Die dramatisch verlaufende Abstimmung weckte Erinnerungen an die Wahl des früheren Regierenden Bürgermeisters Klaus Wowereit im Jahr 2006. Der SPD-Politiker war damals erst im zweiten Wahlgang mit der knappen Mehrheit von einer Stimme wiedergewählt worden.

Die bisherige Regierende Bürgermeisterin Franziska Giffey (SPD) war zuvor von ihrem Amt zurückgetreten. Nachdem es bei der regulären Abgeordnetenhauswahl im Herbst 2021 zahlreiche organisatorische Pannen gegeben hatte, hatte die CDU bei der Wiederholungswahl im Februar deutlich dazugewonnen und wurde mit 28,2 Prozent stärkste Partei. Die SPD kam knapp vor den Grünen auf den zweiten Platz: Beide erhielten je 18,4 Prozent der Stimmen, für die Sozialdemokraten votierten im Februar aber 53 Menschen mehr als für die Grünen.

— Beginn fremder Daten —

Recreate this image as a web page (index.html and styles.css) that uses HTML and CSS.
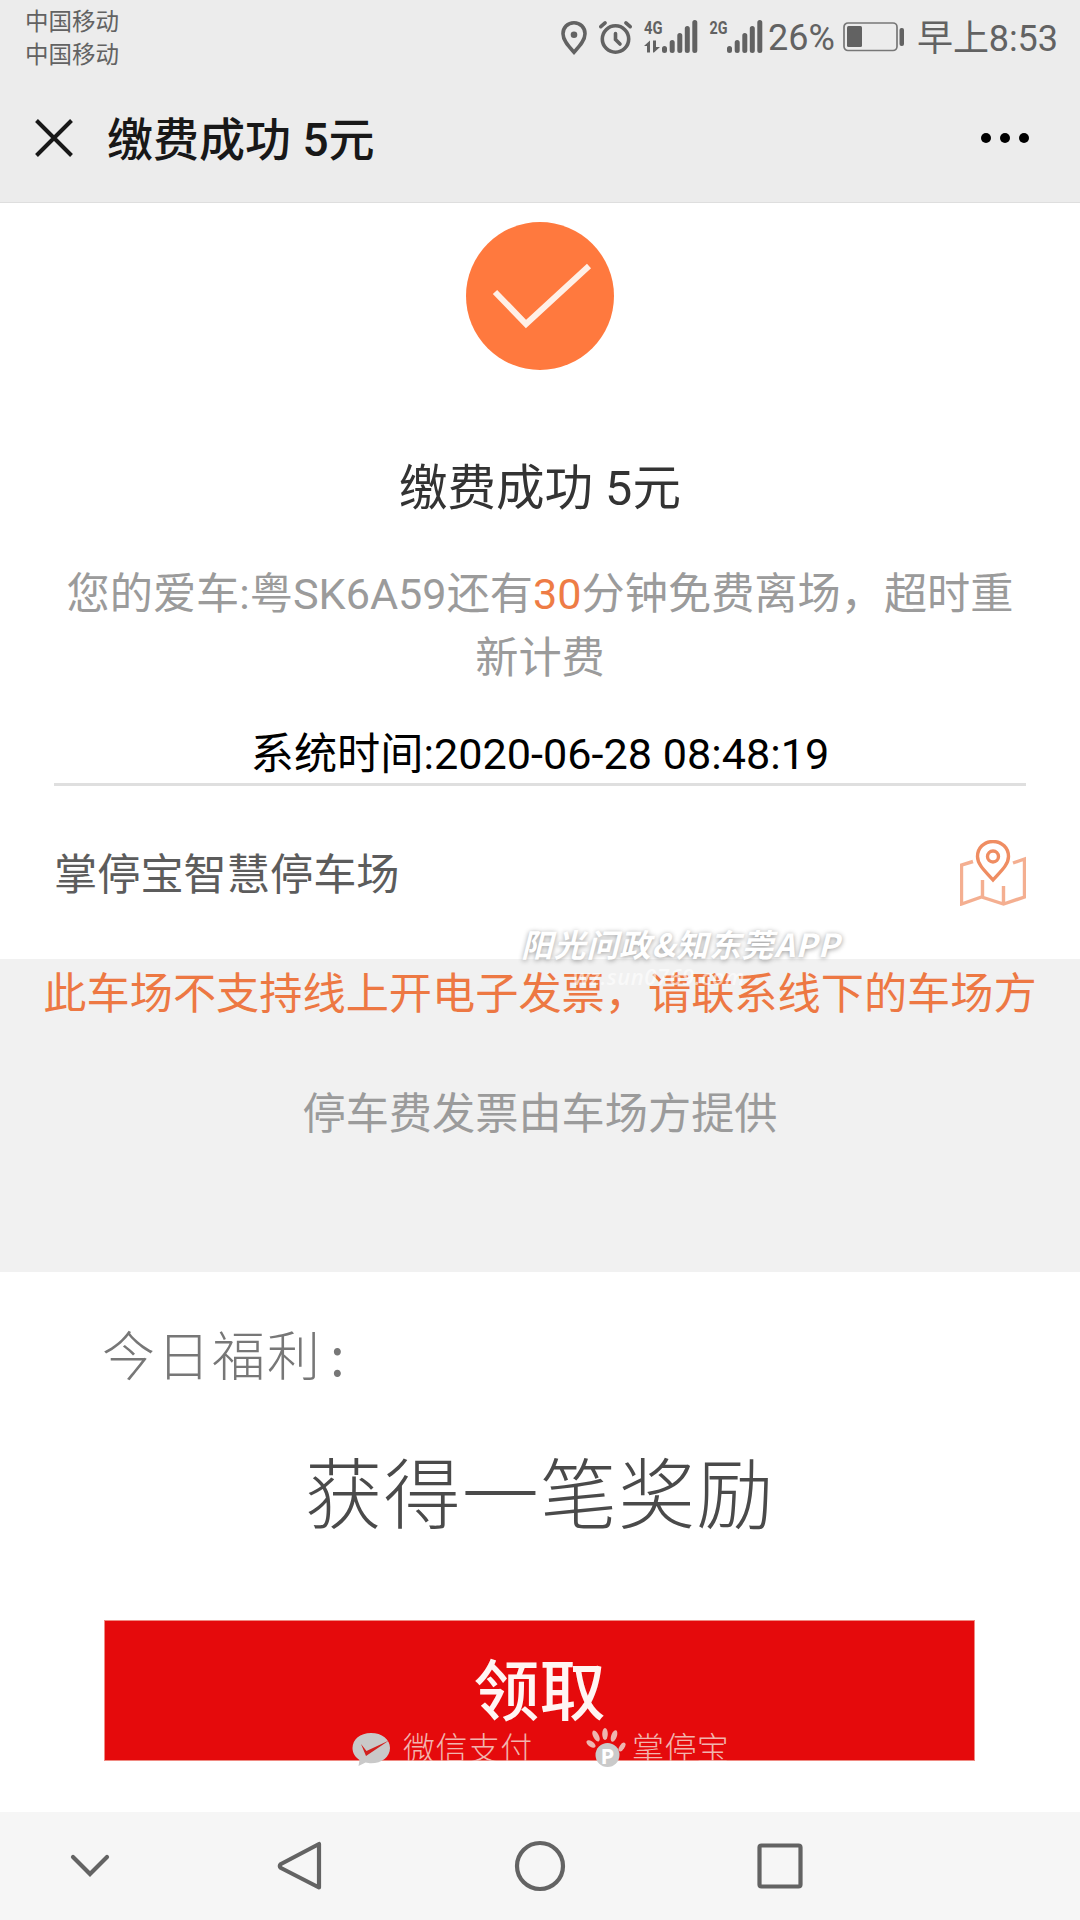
FILE: index.html
```html
<!DOCTYPE html>
<html lang="zh-CN">
<head>
<meta charset="utf-8">
<title>缴费成功 5元</title>
<link rel="stylesheet" href="styles.css">
</head>
<body>
<div class="screen">
  <header class="header">
    <div class="status">
      <div class="carriers"><span>中国移动</span><span>中国移动</span></div>
      <div class="status-right">
        <svg class="indicators" width="208" height="40" viewBox="558 16 208 40">
          <path d="M574 21.7c-6.300 0-11 4.800-11 11 0 7 6 13 11 18.500 5-5.500 11-11.500 11-18.500 0-6.200-4.700-11-11-11z" fill="none" stroke="#626262" stroke-width="3.600"/>
          <circle cx="574" cy="33.700" r="3.300"/>
          <g fill="none" stroke="#626262" stroke-width="3.600" stroke-linecap="round">
            <circle cx="615.500" cy="38" r="13.200"/>
            <path d="M615.500 32.500v6l4.500 4.500M600.800 25.700l4.300-3.800M630.200 25.700l-4.300-3.800"/>
          </g>
          <text x="644" y="33" textLength="18.500" lengthAdjust="spacingAndGlyphs">4G</text>
          <path d="M644 45l6-5.500v12h-3V45zM653 39.500h3V46h4l-6 5.500h-1z"/>
          <path class="bars" d="M664.500 47.500v2M672.200 41.500v8M679.800 34.500v15M687.300 27.500v22M694.800 21.500v28"/>
          <text x="709.500" y="33" textLength="18" lengthAdjust="spacingAndGlyphs">2G</text>
          <path class="bars" d="M729.500 47.500v2M737.200 41.500v8M744.800 34.500v15M752.300 27.500v22M759.800 21.500v28"/>
        </svg>
        <span class="percent">26%</span>
        <svg class="battery" width="62" height="32" viewBox="0 0 62 32">
          <rect x="1" y="2" width="53" height="27.500" rx="4" fill="none" stroke="#777" stroke-width="1.700"/>
          <rect x="4" y="5" width="15" height="21" rx="1.500"/>
          <rect x="56.500" y="7" width="4.500" height="18" rx="2"/>
        </svg>
        <span class="clock">早上8:53</span>
      </div>
    </div>
    <div class="titlebar">
      <svg class="close" width="38" height="38" viewBox="0 0 38 38"><path d="M1.500 1.500l35 35M36.500 1.500l-35 35"/></svg>
      <h1>缴费成功 5元</h1>
      <svg class="more" width="50" height="12" viewBox="0 0 50 12"><circle cx="6" cy="6" r="5"/><circle cx="25" cy="6" r="5"/><circle cx="44" cy="6" r="5"/></svg>
    </div>
  </header>

  <main>
    <section class="result">
      <svg class="success" width="148" height="148" viewBox="0 0 148 148"><circle cx="74" cy="74" r="74"/><path d="M29 70l31 32 63-58"/></svg>
      <h2>缴费成功 5元</h2>
      <p class="notice">您的爱车:粤SK6A59还有<em>30</em>分钟免费离场，超时重新计费</p>
      <p class="time">系统时间:2020-06-28 08:48:19</p>
      <div class="place">
        <span>掌停宝智慧停车场</span>
        <svg width="66" height="66" viewBox="0 0 66 66">
          <path d="M13 21.500L1.500 25v39L21.500 57l22 7L64.500 57V19L53 23M22.500 40v17M43.500 46v18" opacity=".7"/>
          <path d="M33 1.500c-9 0-15.500 6.500-15.500 15C17.500 25 26 32 33 40c7-8 15.500-15 15.500-23.500 0-8.500-6.500-15-15.500-15z"/>
          <circle cx="33" cy="16.500" r="5.500"/>
        </svg>
      </div>
    </section>

    <section class="invoice">
      <p class="warn">此车场不支持线上开电子发票，请联系线下的车场方</p>
      <p class="hint">停车费发票由车场方提供</p>
      <div class="watermark"><span class="wm-name">阳光问政&amp;知东莞APP</span><span class="wm-url">wz.sun0769.com</span></div>
    </section>

    <section class="reward">
      <p class="today">今日福利<span class="colon">:</span></p>
      <p class="prize">获得一笔奖励</p>
      <div class="claim">
        <span class="claim-label">领取</span>
        <div class="brands">
          <svg class="pay" width="40" height="36" viewBox="0 0 40 36"><path d="M19 1C8 1 .5 7.500.5 16c0 5 2.500 9 7 12l-1 6 7-3.500c2 .5 4 .8 5.500.8 11 0 19-6.500 19-15.300S30 1 19 1z" fill="#c9c9c9"/><path d="M9 12l5.500 7L37 8.500 14 24z" fill="#d2201e"/></svg>
          <span class="brand-name wechat">微信支付</span>
          <svg class="paw" width="40" height="40" viewBox="0 0 40 40">
            <g fill="#eeb5b0">
              <ellipse cx="5" cy="16" rx="2.700" ry="5.200" transform="rotate(-55 5 16)"/>
              <ellipse cx="10" cy="8" rx="2.800" ry="6" transform="rotate(-28 10 8)"/>
              <ellipse cx="19" cy="6" rx="2.800" ry="6"/>
              <ellipse cx="28" cy="8" rx="2.800" ry="6" transform="rotate(20 28 8)"/>
              <ellipse cx="36" cy="19" rx="2.500" ry="5" transform="rotate(32 36 19)"/>
            </g>
            <circle cx="21.500" cy="27" r="12" fill="#cacaca"/>
            <text x="14.500" y="35.500">P</text>
          </svg>
          <span class="brand-name">掌停宝</span>
        </div>
      </div>
    </section>
  </main>

  <nav class="navbar">
    <svg width="1080" height="108" viewBox="0 1812 1080 108">
      <path d="M73 1857l17 17 17-17" stroke-linecap="round"/>
      <path d="M319 1844v43.500L281 1868q-2.500-2 0-4z" stroke-linejoin="round"/>
      <circle cx="540" cy="1866" r="23"/>
      <rect x="759.500" y="1845.500" width="41" height="41" rx="2"/>
    </svg>
  </nav>
</div>
</body>
</html>
```
FILE: styles.css
```css
* { box-sizing: border-box; margin: 0; padding: 0; }
body { font-family: Roboto, "Noto Sans CJK SC", sans-serif; background: #fff; font-size: 43.2px; }
svg { display: block; flex: none; }
p, span { white-space: nowrap; }
.screen { width: 1080px; height: 1920px; display: flex; flex-direction: column; overflow: hidden; }

.header { height: 203px; background: #ececec; border-bottom: 1px solid #dedede; }
.status { height: 72px; display: flex; justify-content: space-between; padding: 5px 24px 0 25px; color: #626262; }
.carriers { display: flex; flex-direction: column; padding-top: 1px; font-size: 23.5px; line-height: 33px; }
.status-right { display: flex; align-items: center; height: 63px; font-size: 36px; }
.indicators, .battery { fill: #626262; }
.indicators text { font: 700 19px Roboto, sans-serif; }
.bars { fill: none; stroke: #626262; stroke-width: 5; stroke-linecap: round; }
.percent { width: 77px; padding: 3px 0 0 2px; }
.clock { width: 139px; padding-top: 4px; margin-left: 12px; line-height: 60px; letter-spacing: -.1px; }
.titlebar { display: flex; align-items: center; height: 131px; padding: 0 50px 0 35px; }
.close { fill: none; stroke: #181818; stroke-width: 4; }
.titlebar h1 { flex: 1; padding-top: 5px; margin-left: 34px; font-size: 46px; line-height: 60px; font-weight: 500; color: #181818; }
.more { fill: #000; }

.result { height: 756px; padding: 19px 54px 0; display: flex; flex-direction: column; align-items: center; }
.success circle { fill: #ff793e; }
.success path { fill: none; stroke: #fff0e7; stroke-width: 6; }
.result h2 { margin-top: 87px; font-size: 48.5px; line-height: 64px; font-weight: 400; color: #333; }
.notice { width: 972px; margin-top: 42px; text-align: center; line-height: 64px; color: #9b9b9b; white-space: normal; }
.notice em { font-style: normal; color: #ee7c45; }
.time { width: 972px; margin-top: 32px; height: 63px; line-height: 64px; text-align: center; border-bottom: 3px solid #dfdfdf; color: #000; }
.place { width: 100%; flex: 1; display: flex; align-items: center; justify-content: space-between; color: #5c5c5c; }
.place span { margin-top: -3px; }
.place svg { fill: none; stroke: #ef8d62; stroke-width: 3.4; }

.invoice { position: relative; height: 313px; background: #f1f1f1; text-align: center; }
.warn { padding-top: 4px; line-height: 64px; color: #ed7843; }
.hint { margin-top: 56px; line-height: 64px; color: #9b9b9b; }
.watermark { position: absolute; left: 521px; top: -36px; display: flex; flex-direction: column; align-items: flex-start; color: #fff; font-style: italic; }
.wm-name { font-family: "Noto Sans CJK SC", sans-serif; font-size: 31.8px; line-height: 40px; font-weight: 700; letter-spacing: .9px; text-shadow: 0 1px 5px rgba(0,0,0,.42); }
.wm-url { margin-left: 52px; font: italic 600 22px/26px "Open Sans", sans-serif; letter-spacing: .5px; opacity: .6; }

.reward { height: 540px; display: flex; flex-direction: column; }
.today { margin: 41px 0 0 102px; font: 300 53px/80px "Noto Sans CJK SC", sans-serif; letter-spacing: 2px; color: #777; }
.colon { margin-left: 8px; font-weight: 400; }
.prize { margin-top: 42px; text-align: center; font: 300 77px/110px "Noto Sans CJK SC", sans-serif; letter-spacing: 1.3px; color: #4a4a4a; }
.claim { position: relative; width: 871px; height: 141px; margin: 75px auto 0 104px; border: 1px solid #f08a82; background: #e50a0c; text-align: center; }
.claim-label { display: block; margin-top: 17px; font: 500 66px/96px "Noto Sans CJK SC", sans-serif; color: #fff5f3; }
.brands { position: absolute; left: 247px; top: 107px; height: 42px; display: flex; align-items: flex-start; }
.brand-name { height: 33px; overflow: hidden; font: 300 32px/37px "Noto Sans CJK SC", sans-serif; color: #f2b4ae; letter-spacing: .4px; }
.pay { margin-top: 4px; }
.wechat { width: 134px; margin: 0 49px 0 11px; text-align: left; }
.paw { margin-right: 6px; }
.paw text { font: 700 22px "Open Sans", sans-serif; fill: #fff; }

.navbar { height: 108px; background: #f6f6f6; }
.navbar svg { fill: none; stroke: #636363; stroke-width: 4.2; }
```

Giffey soll im neuen Senat Wirtschaftssenatorin werden. Sie hatte sich nach der Wahl bereiterklärt, für die Koalition mit der CDU ihr Amt aufzugeben, das sie bei einer Fortsetzung des bisherigen rot-grün-roten Bündnisses vermutlich behalten hätte - auch diese Koalition hätte weiterhin eine Mehrheit gehabt.